(Data provided)
※

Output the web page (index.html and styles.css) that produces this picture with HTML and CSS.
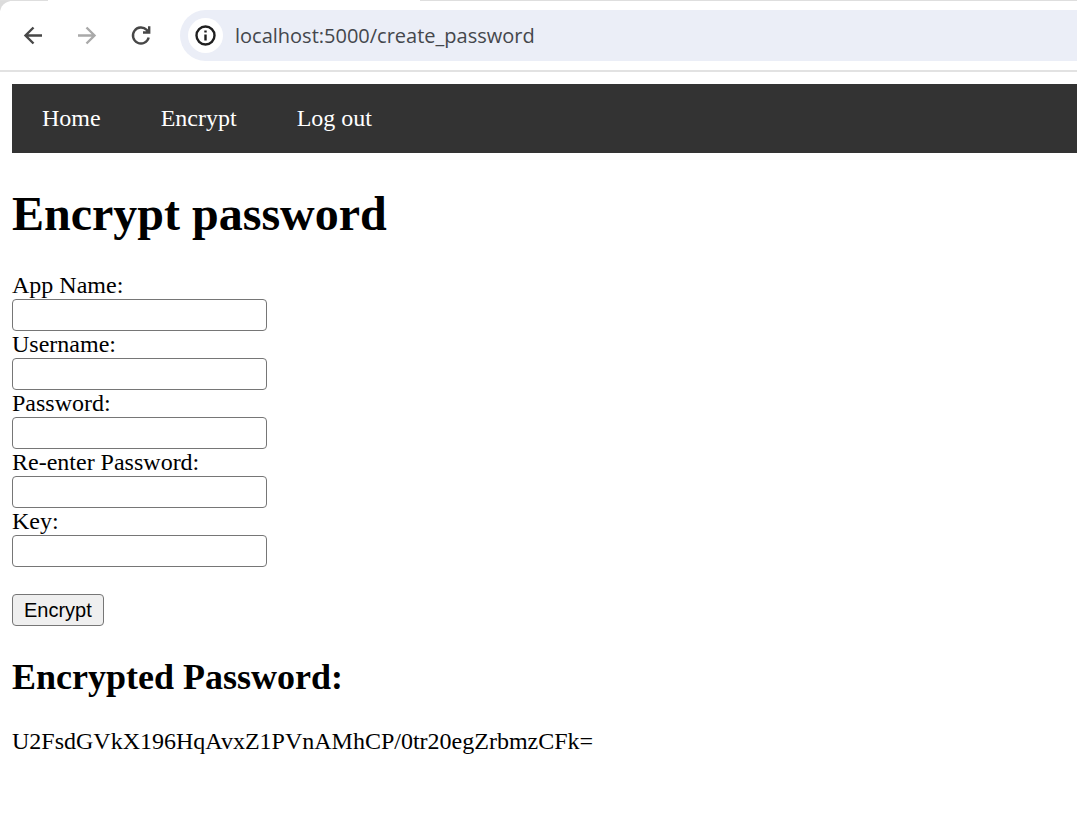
FILE: index.html
```html
<!DOCTYPE html>
<html lang="en">
<head>
<meta charset="utf-8">
<title>Encrypt password</title>
<link rel="stylesheet" href="styles.css">
</head>
<body>
<header class="browser">
  <div class="tab-strip"><span class="tab-edge"></span><span class="tab-rest"></span></div>
  <div class="toolbar">
    <button class="tool" type="button" aria-label="Back">
      <svg width="24" height="24" viewBox="0 0 24 24"><path d="M21 11.500H4.500M12.500 3.500 4.500 11.500l8 8"/></svg>
    </button>
    <button class="tool tool-disabled" type="button" aria-label="Forward" disabled>
      <svg width="24" height="24" viewBox="0 0 24 24"><path d="M3 11.500h16M11.500 3.500 19.500 11.500l-8 8"/></svg>
    </button>
    <button class="tool" type="button" aria-label="Reload">
      <svg width="24" height="24" viewBox="0 0 24 24"><path d="M19.700 13.500A8 8 0 1 1 17.700 5.900L19.500 8M20.200 2.300V8.500H14"/></svg>
    </button>
    <div class="omnibox">
      <button class="site-info" type="button" aria-label="Site information">
        <svg width="22" height="22" viewBox="0 0 22 22"><circle cx="10.500" cy="10.500" r="9"/><path d="M10.500 9.500v6M10.500 5.500v2"/></svg>
      </button>
      <input class="url" type="text" aria-label="Address" value="localhost:5000/create_password">
    </div>
  </div>
</header>
<div class="page">
  <nav class="nav">
    <a href="#">Home</a>
    <a href="#">Encrypt</a>
    <a href="#">Log out</a>
  </nav>
  <main>
    <h1 class="title">Encrypt password</h1>
    <form class="form">
      <label for="app">App Name:</label>
      <input class="field" id="app" type="text">
      <label for="user">Username:</label>
      <input class="field" id="user" type="text">
      <label for="pass">Password:</label>
      <input class="field" id="pass" type="password">
      <label for="again">Re-enter Password:</label>
      <input class="field" id="again" type="password">
      <label for="key">Key:</label>
      <input class="field" id="key" type="text">
      <button class="submit" type="button">Encrypt</button>
    </form>
    <h2 class="subtitle">Encrypted Password:</h2>
    <p class="result">U2FsdGVkX196HqAvxZ1PVnAMhCP/0tr20egZrbmzCFk=</p>
  </main>
</div>
</body>
</html>
```
FILE: styles.css
```css
* {
  box-sizing: border-box;
}

body {
  margin: 0;
  background: #fff;
  color: #000;
  font-family: "Liberation Serif", "Times New Roman", serif;
  font-size: 24px;
  line-height: 27px;
  overflow-x: hidden;
}

.browser {
  background: linear-gradient(135deg, #dcdcdc 8px, #fff 8px);
  border-bottom: 2px solid #e2e2e2;
}

.tab-strip {
  display: flex;
  justify-content: space-between;
  height: 1px;
}

.tab-edge {
  width: 48px;
  background: #dedede;
}

.tab-rest {
  width: 61%;
  background: #dedede;
}

.toolbar {
  display: flex;
  align-items: center;
  padding: 9px 0 9px 18px;
  background: #fff;
  border-top-left-radius: 12px;
}

.tool {
  display: flex;
  align-items: center;
  justify-content: center;
  width: 30px;
  height: 30px;
  margin-right: 24px;
  padding: 0;
  border: 0;
  background: none;
}

.tool svg,
.site-info svg {
  fill: none;
  stroke: #474747;
  stroke-width: 2.4;
}

.tool-disabled svg {
  stroke: #a9a9a9;
}

.omnibox {
  display: flex;
  flex: 1;
  align-items: center;
  gap: 12px;
  height: 51px;
  padding-left: 8px;
  border-radius: 26px 0 0 26px;
  background: #ebeef7;
}

.site-info {
  display: flex;
  align-items: center;
  justify-content: center;
  width: 35px;
  height: 35px;
  padding: 0;
  border: 0;
  border-radius: 50%;
  background: #fff;
}

.site-info svg {
  stroke: #1f1f1f;
}

.url {
  flex: 1;
  min-width: 0;
  padding: 0;
  border: 0;
  outline: 0;
  background: none;
  color: #44474c;
  font-family: "Open Sans", "Segoe UI", sans-serif;
  font-size: 20px;
}

.page {
  padding: 12px 0 12px 12px;
}

.nav {
  display: flex;
  background: #333;
}

.nav a {
  padding: 21px 30px;
  color: #fff;
  text-decoration: none;
}

.title {
  margin: 33px 0 31px;
  font-size: 48px;
  line-height: 55px;
}

.form {
  display: flex;
  flex-direction: column;
  align-items: flex-start;
}

.field {
  width: 255px;
  height: 32px;
  padding: 2px 4px;
  border: 1px solid #767676;
  border-radius: 4px;
  background: #fff;
  font-family: "Liberation Sans", Arial, sans-serif;
  font-size: 20px;
}

.submit {
  height: 32px;
  margin-top: 27px;
  padding: 0 11px;
  border: 1px solid #767676;
  border-radius: 4px;
  background: #efefef;
  color: #000;
  font-family: "Liberation Sans", Arial, sans-serif;
  font-size: 20px;
}

.subtitle {
  margin: 31px 0 30px;
  font-size: 36px;
  line-height: 41px;
}

.result {
  margin: 0;
}
```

※

(What is being asked) Scan the material for lines with the word "styles", and copy each line you find.

(Answer)
Output the web page (index.html and styles.css) that produces this picture with HTML and CSS.
<link rel="stylesheet" href="styles.css">
FILE: styles.css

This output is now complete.